Another downfall, and the real reason why I refactored, is that if link checking is done in the function that is going to be in a separate thread then it’s extremely likely it’s going to duplicate a ton of links while they are separate.

for (let i = 0; i < links.length; i++) {
        if (!links[i].status) {
            const promises: any[] = [];

            const amountOfThreads = 20;
            for (let linkToCheckIndex = 0; linkToCheckIndex < amountOfThreads; linkToCheckIndex++) {
                if (links[i + linkToCheckIndex]) {
                    promises.push(checkLink(links[i + linkToCheckIndex], domain));
                }
            }

            const checkLinkResponses = await Promise.all(promises);

            for (let index = 0; index < checkLinkResponses.length; index++) {
                // Replace the link that doesn't have a status with the link that does       
                let linkToReplaceIndex = links.findIndex(linkObject => linkObject.link === checkLinkResponses[index].link.link);
                links[linkToReplaceIndex] = checkLinkResponses[index].link;

                // This part needs to check for duplicate links
                // So we can't do it concurrently just in case we miss duplicates
                for (let linkToCheck of checkLinkResponses[index].links) {
                    if (links.filter(linkObject => linkObject.link === linkToCheck.link).length < 1) {
                        console.log('pushed in ', linkToCheck.link);
                        links.push(linkToCheck);
                    }
                }
            }
            i += amountOfThreads - 1;

            // console.log('after link is checked link', links[i], i);
            console.log('current links length and current index ***************', links.length, i);

        }
    }

The chunk of code now looks like the above. I have to do quite a bit of looping to match things up where they belong and that is pretty expensive but now at least I can speed up a lot of the request stuff. It should be noted that this does increase the load on the site under test. It really didn’t seem to be significant, though. I tried with 20 threads on https://javascriptwebscrapingguy.com and didn’t notice anything while navigating around.

I had to take advantage of Promise.all which actually worked really well. I wanted the requesting part to run concurrently but I needed the part following (where I match up the results) to be blocked. So I ended up doing something like this:

const promises: any[] = [];

            const amountOfThreads = 20;
            for (let linkToCheckIndex = 0; linkToCheckIndex < amountOfThreads; linkToCheckIndex++) {
                if (links[i + linkToCheckIndex]) {
                    promises.push(checkLink(links[i + linkToCheckIndex], domain));
                }
            }

            const checkLinkResponses = await Promise.all(promises);

Doing this will spin up as many threads as I like, push them into an array of promises and then I just block with my const checkLinkResponses = await Promise.all(promises);. Later down the line the in code you can see I increment my index by the appropriate amount with i += amountOfThreads - 1;.
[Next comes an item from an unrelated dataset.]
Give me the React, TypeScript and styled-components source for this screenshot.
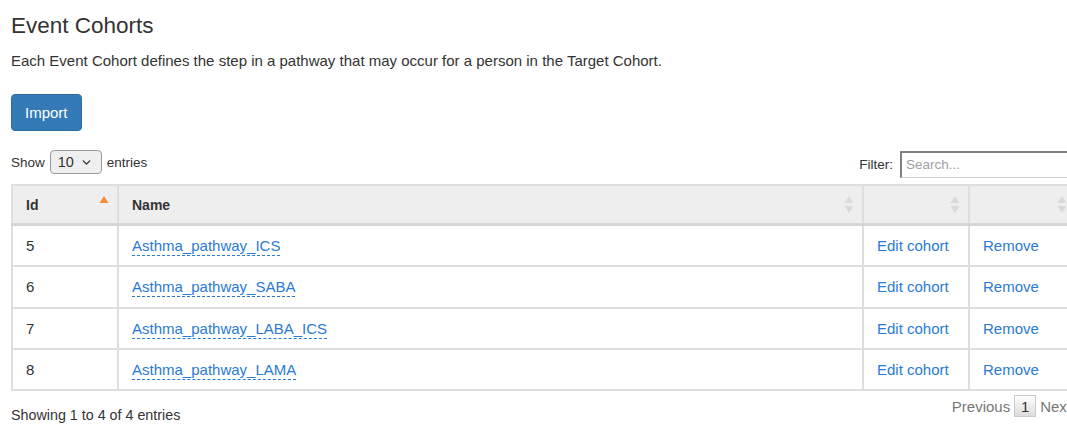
import React from "react";
import styled, { createGlobalStyle } from "styled-components";
import { ChevronDown } from "lucide-react";

const GlobalStyle = createGlobalStyle`
  html, body {
    margin: 0;
    padding: 0;
    background: #fff;
    overflow: hidden;
  }
  body {
    font-family: "Liberation Sans", Arial, sans-serif;
    color: #333;
  }
`;

interface Cohort {
  id: number;
  name: string;
}

const cohorts: Cohort[] = [
  { id: 5, name: "Asthma_pathway_ICS" },
  { id: 6, name: "Asthma_pathway_SABA" },
  { id: 7, name: "Asthma_pathway_LABA_ICS" },
  { id: 8, name: "Asthma_pathway_LAMA" },
];

const SortIcon: React.FC<{ active?: boolean }> = ({ active }) => (
  <SortMark width="10" height="19" viewBox="0 0 10 19">
    {active ? (
      <path d="M5 1 L9.5 8 L0.5 8 Z" fill="#f5893c" />
    ) : (
      <>
        <path d="M5 1 L9.5 8 L0.5 8 Z" fill="#dadada" />
        <path d="M5 18 L9.5 11 L0.5 11 Z" fill="#dadada" />
      </>
    )}
  </SortMark>
);

const App: React.FC = () => {
  return (
    <Page>
      <GlobalStyle />
      <Title>Event Cohorts</Title>
      <Description>
        Each Event Cohort defines the step in a pathway that may occur for a
        person in the Target Cohort.
      </Description>
      <ImportButton>Import</ImportButton>

      <Controls>
        <Length>
          Show
          <SelectBox>
            <span>10</span>
            <ChevronDown size={13} strokeWidth={2.6} color="#333" />
          </SelectBox>
          entries
        </Length>
        <FilterArea>
          Filter:
          <SearchInput placeholder="Search..." />
        </FilterArea>
      </Controls>

      <Table>
        <colgroup>
          <col style={{ width: 106 }} />
          <col style={{ width: 745 }} />
          <col style={{ width: 106 }} />
          <col style={{ width: 107 }} />
        </colgroup>
        <thead>
          <tr>
            <HeadCell>
              Id
              <SortIcon active />
            </HeadCell>
            <HeadCell>
              Name
              <SortIcon />
            </HeadCell>
            <HeadCell>
              <SortIcon />
            </HeadCell>
            <HeadCell>
              <SortIcon />
            </HeadCell>
          </tr>
        </thead>
        <tbody>
          {cohorts.map((c) => (
            <tr key={c.id}>
              <Cell>{c.id}</Cell>
              <Cell>
                <NameLink>{c.name}</NameLink>
              </Cell>
              <Cell>
                <ActionLink>Edit cohort</ActionLink>
              </Cell>
              <Cell>
                <ActionLink>Remove</ActionLink>
              </Cell>
            </tr>
          ))}
        </tbody>
      </Table>

      <Footer>
        <Info>Showing 1 to 4 of 4 entries</Info>
        <Paging>
          <PageText>Previous</PageText>
          <PageButton>1</PageButton>
          <PageText>Next</PageText>
        </Paging>
      </Footer>
    </Page>
  );
};

export default App;

const Page = styled.div`
  width: 1064px;
  padding: 0 0 0 11px;
`;

const Title = styled.h1`
  margin: 0;
  padding-top: 13px;
  font-size: 22.5px;
  font-weight: 400;
  line-height: 26px;
  color: #333;
`;

const Description = styled.p`
  margin: 12px 0 0;
  font-size: 15px;
  line-height: 20px;
  color: #333;
`;

const ImportButton = styled.button`
  display: block;
  margin-top: 23px;
  height: 37px;
  padding: 0 13px;
  font-family: "Liberation Sans", Arial, sans-serif;
  font-size: 15px;
  color: #fff;
  background: #337ab7;
  border: 1px solid #2e6da4;
  border-radius: 4px;
`;

const Controls = styled.div`
  display: flex;
  align-items: center;
  justify-content: space-between;
  margin-top: 20px;
  height: 26px;
`;

const Length = styled.label`
  display: flex;
  align-items: center;
  gap: 5px;
  font-size: 13.5px;
  color: #333;
  margin-top: -4px;
`;

const SelectBox = styled.span`
  display: inline-flex;
  align-items: center;
  justify-content: space-between;
  box-sizing: border-box;
  width: 52px;
  height: 24px;
  padding: 0 8px 0 7px;
  font-size: 14.5px;
  color: #333;
  background: #efefef;
  border: 1px solid #9a9a9a;
  border-radius: 4px;
`;

const FilterArea = styled.label`
  display: flex;
  align-items: center;
  gap: 7px;
  font-size: 13.5px;
  color: #333;
`;

const SearchInput = styled.input`
  box-sizing: border-box;
  width: 175px;
  height: 27px;
  padding: 0 4px;
  font-family: "Liberation Sans", Arial, sans-serif;
  font-size: 13.5px;
  color: #333;
  border-top: 2px solid #808080;
  border-left: 2px solid #808080;
  border-right: 1px solid #d0d0d0;
  border-bottom: 1px solid #d0d0d0;
  outline: none;

  &::placeholder {
    color: #a0a0a0;
  }
`;

const Table = styled.table`
  margin-top: 7px;
  width: 1064px;
  table-layout: fixed;
  border-collapse: collapse;
  border: 2px solid #dedede;
`;

const HeadCell = styled.th`
  position: relative;
  height: 37px;
  padding: 0 13px;
  text-align: left;
  font-size: 14px;
  font-weight: 700;
  color: #333;
  background: #eeeeee;
  border: 2px solid #dedede;
  border-bottom: 3px solid #d6d6d6;
`;

const SortMark = styled.svg`
  position: absolute;
  right: 8px;
  top: 50%;
  margin-top: -10px;
`;

const Cell = styled.td`
  height: 39.3px;
  padding: 0 13px;
  font-size: 15px;
  color: #333;
  border: 2px solid #dedede;
  vertical-align: middle;
`;

const NameLink = styled.a`
  color: #2a7ad6;
  text-decoration: none;
  border-bottom: 1px dashed #2a7ad6;
  padding-bottom: 1px;
`;

const ActionLink = styled.a`
  color: #2a7ad6;
  text-decoration: none;
`;

const Footer = styled.div`
  display: flex;
  justify-content: space-between;
  align-items: flex-start;
  margin-top: 4px;
`;

const Info = styled.div`
  padding-top: 12px;
  font-size: 14.3px;
  color: #333;
`;

const Paging = styled.div`
  display: flex;
  align-items: center;
  gap: 4px;
  margin-right: 4px;
`;

const PageText = styled.span`
  font-size: 15px;
  color: #777;
`;

const PageButton = styled.span`
  display: inline-flex;
  align-items: center;
  justify-content: center;
  box-sizing: border-box;
  width: 22px;
  height: 22px;
  font-size: 15px;
  color: #333;
  background: linear-gradient(#fff, #dcdcdc);
  border: 1px solid #cacaca;
`;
It was pretty dang tricky getting all this to work and getting it to work well. I finally was able to get it working and returning the same results as the previous working code among numerous different thread counts. You can see the results pasted below. There is a serious time difference (20 threads brought it down to 28 seconds! ) in the script and I’m really proud of that.

Any time I go over 10 threads I think javascript has a built in warning for a possible memory leak. (node:17960) MaxListenersExceededWarning: Possible EventEmitter memory leak detected. 11 message listeners added to [Worker]. Use emitter.setMaxListeners() to increase limit is the warning I get. I would like to dig into this more at some point. It certainly doesn’t break my script and scaling up past 10 still gives me faster results so it doesn’t seem to be preventing the additional threads even though the error kind of suggests that.

The one notable experiment is when I bumped it up to 50 threads, I ended up with a bunch of links with a null status, meaning the check either didn’t get done on those links or, more likely, we didn’t wait for them to come back properly before we ended the script. Something worth digging into at some point in the future.

So there it is! Concurrent javascript using web workers (and an awesome package!) to spin off threads.